Throughout her career, Do has also focused on ‘shared learning’ and technology-enabled spaces which enable all learners to connect with other learning sites – from the very local to the very global. She was co-lead for the Visual Learning Lab (University of Nottingham) and led a team building the technology-enabled professional learning (TePL) network in Aberdeen. She has a keen interest in developing spatial awareness in pre-service teachers and the need to evidence how space ( inside, outside and across physical boundaries) impacts on learner attainment, achievement and sense of self-worth. Her current post at the University of Edinburgh (2017-) as Professor in Languages Education and Classroom Pedagogies returns to focus on educational linguistics, language education and technology-enabled shared learning – where her heart lies. Working in a collaborative team across all Scottish universities, which successfully developed the National Framework for Languages (ITE), Do’s work focuses on developing Language Education in MHSES and pedagogic approaches to support bilingual education in different forms whilst promoting pluriliteracies skills for all learners. She also aspires to develop the network and a distinctive research profile for the Shared Learning Spaces Lab to encourage more teachers to rethink ‘space’ for shared learning and its impact on their learners. She is currently Director of the Language Education Research Hub at Moray House.

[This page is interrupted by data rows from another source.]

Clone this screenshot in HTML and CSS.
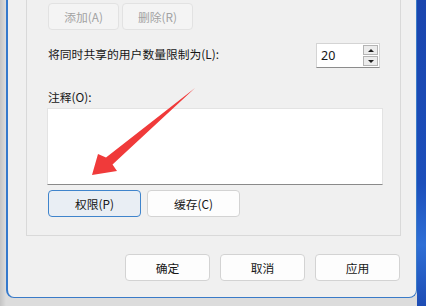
FILE: index.html
```html
<!DOCTYPE html>
<html lang="zh-CN">
<head>
<meta charset="utf-8">
<title>高级共享</title>
<link rel="stylesheet" href="styles.css">
</head>
<body>
<div class="screen">
  <div class="behind">
    <div class="dialog">
      <div class="group">
        <div class="row top-buttons">
          <button class="btn disabled">添加(A)</button>
          <button class="btn disabled">删除(R)</button>
        </div>
        <div class="row limit">
          <span class="label">将同时共享的用户数量限制为(L):</span>
          <div class="spin">
            <span class="spin-value">20</span>
            <div class="spin-buttons">
              <span class="spin-btn"><span class="tri-up"></span></span>
              <span class="spin-btn"><span class="tri-down"></span></span>
            </div>
          </div>
        </div>
        <div class="label comment-label">注释(O):</div>
        <div class="textarea"></div>
        <div class="row bottom-buttons">
          <button class="btn focused">权限(P)</button>
          <button class="btn">缓存(C)</button>
        </div>
      </div>
      <div class="dialog-buttons">
        <button class="btn action">确定</button>
        <button class="btn action">取消</button>
        <button class="btn action">应用</button>
      </div>
    </div>
  </div>
  <div class="wallpaper"></div>
</div>
<svg class="arrow" width="426" height="306" viewBox="0 0 426 306">
  <polygon points="195,88 112.5,164.5 117,171 92,175 98,154 106,157.5" fill="#f03a3a"/>
</svg>
</body>
</html>
```

FILE: styles.css
```css
* { box-sizing: border-box; }

html, body {
  margin: 0;
  padding: 0;
}

body {
  width: 426px;
  height: 306px;
  overflow: hidden;
  position: relative;
  font-family: "Noto Sans CJK SC", "Noto Sans", sans-serif;
  font-size: 11.8px;
  color: #161616;
}

.screen {
  display: flex;
  width: 426px;
  height: 306px;
}

.behind {
  width: 417px;
  height: 306px;
  padding-left: 6px;
  padding-bottom: 8px;
  background: linear-gradient(90deg, #c4c4c4 0px, #d4d4d4 4px, #dcdcdc 6px);
  background-color: #d8d8d8;
}

.dialog {
  width: 411px;
  height: 298px;
  background: #f0f0f0;
  border-left: 2px solid #3479cc;
  border-right: 1px solid #3a7bc8;
  border-bottom: 1px solid #3a7bc8;
  border-bottom-left-radius: 8px;
  border-bottom-right-radius: 8px;
  display: flex;
  flex-direction: column;
}

.wallpaper {
  width: 9px;
  height: 306px;
  background: linear-gradient(180deg, #1a45ae 0%, #1c4fbb 60%, #2f6fd6 80%, #1d4cb4 100%);
}

.group {
  margin-left: 18px;
  margin-right: 15px;
  padding: 3px 20px 18px 21px;
  border: 1px solid #d9d9d9;
  border-top: none;
  display: flex;
  flex-direction: column;
}

.row {
  display: flex;
}

.top-buttons {
  gap: 3px;
}

.btn {
  font-family: inherit;
  font-size: 11.8px;
  color: #161616;
  height: 27px;
  padding: 0;
  background: #fdfdfd;
  border: 1px solid #d3d3d3;
  border-radius: 4px;
  display: flex;
  align-items: center;
  justify-content: center;
}

.top-buttons .btn {
  width: 71px;
}

.btn.disabled {
  background: #f4f4f4;
  border-color: #e2e2e2;
  color: #a2a2a2;
}

.limit {
  margin-top: 13px;
  height: 25px;
  justify-content: space-between;
  align-items: center;
}

.label {
  line-height: 16px;
}

.limit .label {
  margin-bottom: 3px;
}

.spin {
  display: flex;
  width: 64px;
  height: 25px;
  background: #ffffff;
  border: 1px solid #d4d4d4;
  border-bottom-color: #8c8c8c;
}

.spin-value {
  flex: 1;
  padding-left: 4px;
  line-height: 23px;
  font-family: "Noto Sans", "Noto Sans CJK SC", sans-serif;
  font-size: 12.5px;
}

.spin-buttons {
  width: 16px;
  display: flex;
  flex-direction: column;
  gap: 1px;
  padding: 1px 1px 1px 0;
}

.spin-btn {
  flex: 1;
  background: #ececec;
  border: 1px solid #b4b4b4;
  display: flex;
  align-items: center;
  justify-content: center;
}

.tri-up {
  width: 0;
  height: 0;
  border-left: 3px solid transparent;
  border-right: 3px solid transparent;
  border-bottom: 3px solid #202020;
}

.tri-down {
  width: 0;
  height: 0;
  border-left: 3px solid transparent;
  border-right: 3px solid transparent;
  border-top: 3px solid #202020;
}

.comment-label {
  margin-top: 21px;
}

.textarea {
  margin-top: 3px;
  margin-left: -1px;
  margin-right: -3px;
  height: 77px;
  background: #ffffff;
  border: 1px solid #e3e3e3;
  border-bottom-color: #8a8a8a;
}

.bottom-buttons {
  margin-top: 5px;
  gap: 6px;
}

.bottom-buttons .btn {
  width: 93px;
}

.btn.focused {
  background: #e9eef4;
  border-color: #3f84cc;
}

.dialog-buttons {
  margin-top: 18px;
  padding-right: 16px;
  display: flex;
  justify-content: flex-end;
  gap: 10px;
}

.btn.action {
  width: 85px;
}

.arrow {
  position: absolute;
  left: 0;
  top: 0;
  pointer-events: none;
}
```
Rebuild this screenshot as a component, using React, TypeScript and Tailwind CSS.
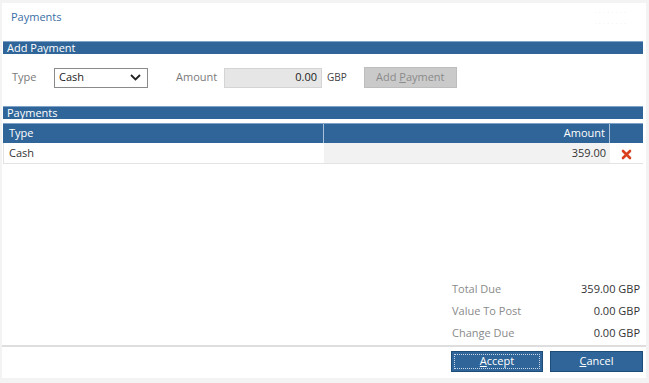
import React from "react";

const font = { fontFamily: '"Open Sans", "Noto Sans", Arial, sans-serif' };

function Bar({ title }: { title: string }) {
  return (
    <div className="ml-px w-[640px] h-[13px] bg-[#2f6598] border-t border-[#7fa3c8] text-white text-[11px] leading-[12px] pl-[4px]">
      {title}
    </div>
  );
}

function RemoveIcon() {
  return (
    <svg width="11" height="11" viewBox="0 0 11 11">
      <path d="M2 2 L9 9 M9 2 L2 9" stroke="#d8401e" strokeWidth="2.6" strokeLinecap="round" />
    </svg>
  );
}

const totals = [
  { label: "Total Due", value: "359.00 GBP" },
  { label: "Value To Post", value: "0.00 GBP" },
  { label: "Change Due", value: "0.00 GBP" },
];

export default function App() {
  return (
    <div className="w-[649px] h-[383px] bg-[#f3f3f3] pt-[3px] pl-[2px] overflow-hidden" style={font}>
      <div className="w-[644px] h-[375px] bg-white flex flex-col">
        {/* header */}
        <div className="h-[38px] flex items-start justify-between">
          <div className="pl-[9px] pt-[6px] text-[11px] text-[#3a6ea5]">Payments</div>
          <div className="pr-[20px] pt-[3px] flex flex-col text-[8px] leading-[11px] text-[#e9edf2]">
            <span>· · · · · · · ·</span>
            <span>· · · · · · · ·</span>
          </div>
        </div>

        <Bar title="Add Payment" />

        {/* add payment form */}
        <div className="mt-[13px] h-[21px] flex items-center text-[11px]">
          <span className="ml-[10px] w-[42px] text-[#7a7a7a]">Type</span>
          <div className="w-[94px] h-[20px] border border-[#8a8a8a] flex items-center justify-between pl-[4px] pr-[6px] text-[#222]">
            <span>Cash</span>
            <svg width="11" height="7" viewBox="0 0 11 7">
              <path d="M1 1 L5.5 5.5 L10 1" stroke="#222" strokeWidth="1.8" fill="none" />
            </svg>
          </div>
          <span className="ml-[28px] w-[48px] text-[#7a7a7a]">Amount</span>
          <div className="w-[98px] h-[20px] bg-[#e6e6e6] border border-[#d4d4d4] flex items-center justify-end pr-[4px] text-[#222]">
            0.00
          </div>
          <span className="ml-[5px] text-[10px] text-[#444]">GBP</span>
          <div className="ml-[17px] w-[93px] h-[21px] bg-[#cacaca] border border-[#bdbdbd] flex items-center justify-center text-[#8a8a8a]">
            Add&nbsp;<span className="underline">P</span>ayment
          </div>
        </div>

        <div className="mt-[18px]">
          <Bar title="Payments" />
        </div>

        {/* table */}
        <div className="mt-[4px] ml-px w-[640px] text-[11px]">
          <div className="h-[20px] flex bg-[#2f6598] text-white border-t border-[#7fa3c8]">
            <div className="w-[320px] pl-[6px] flex items-center">Type</div>
            <div className="w-px bg-[#a9c1da]" />
            <div className="w-[285px] pr-[4px] flex items-center justify-end">Amount</div>
            <div className="w-px bg-[#a9c1da]" />
            <div className="flex-1" />
          </div>
          <div className="h-[21px] flex border-l border-b border-[#e3e3e3] text-[#333]">
            <div className="w-[320px] pl-[5px] flex items-center">Cash</div>
            <div className="w-[286px] pr-[4px] bg-[#f2f2f2] flex items-center justify-end">359.00</div>
            <div className="flex-1 flex items-center justify-center pt-[2px]">
              <RemoveIcon />
            </div>
          </div>
        </div>

        {/* totals */}
        <div className="mt-auto flex flex-col text-[11px]">
          {totals.map((t) => (
            <div key={t.label} className="h-[22px] flex items-center pl-[450px] pr-[6px]">
              <span className="text-[#8a8a8a] flex-1">{t.label}</span>
              <span className="text-[#333]">{t.value}</span>
            </div>
          ))}
        </div>

        <div className="mt-[1px] h-[2px] bg-[#dedede]" />

        <div className="h-[31px] flex items-start justify-end gap-[7px] pr-[3px] pt-[4px] text-[11px] text-white">
          <div className="w-[92px] h-[21px] bg-[#2f6598] border border-[#1f4d7a] p-[2px]">
            <div className="w-full h-full border border-dotted border-[#c9d8e8] flex items-center justify-center">
              <span className="underline">A</span>ccept
            </div>
          </div>
          <div className="w-[93px] h-[21px] bg-[#2f6598] border border-[#1f4d7a] flex items-center justify-center">
            <span className="underline">C</span>ancel
          </div>
        </div>
      </div>
    </div>
  );
}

A simple tenet drives her work: educators, practitioners and learners are experts – they are the researchers who need to ‘own’ their practices, be digitally connected and collaboratively build shared learning spaces (SLS) for optimum conditions for deep learning. Above all, she believes that language is our greatest learning (and teaching!) tool.

She became a Chevalier dans l’Ordre des Palmes Académiques (1998) awarded by the French Government for services to education promoting European Teacher Education and holds a Lord Dearing Award for Excellence in Teaching in Higher Education(2002).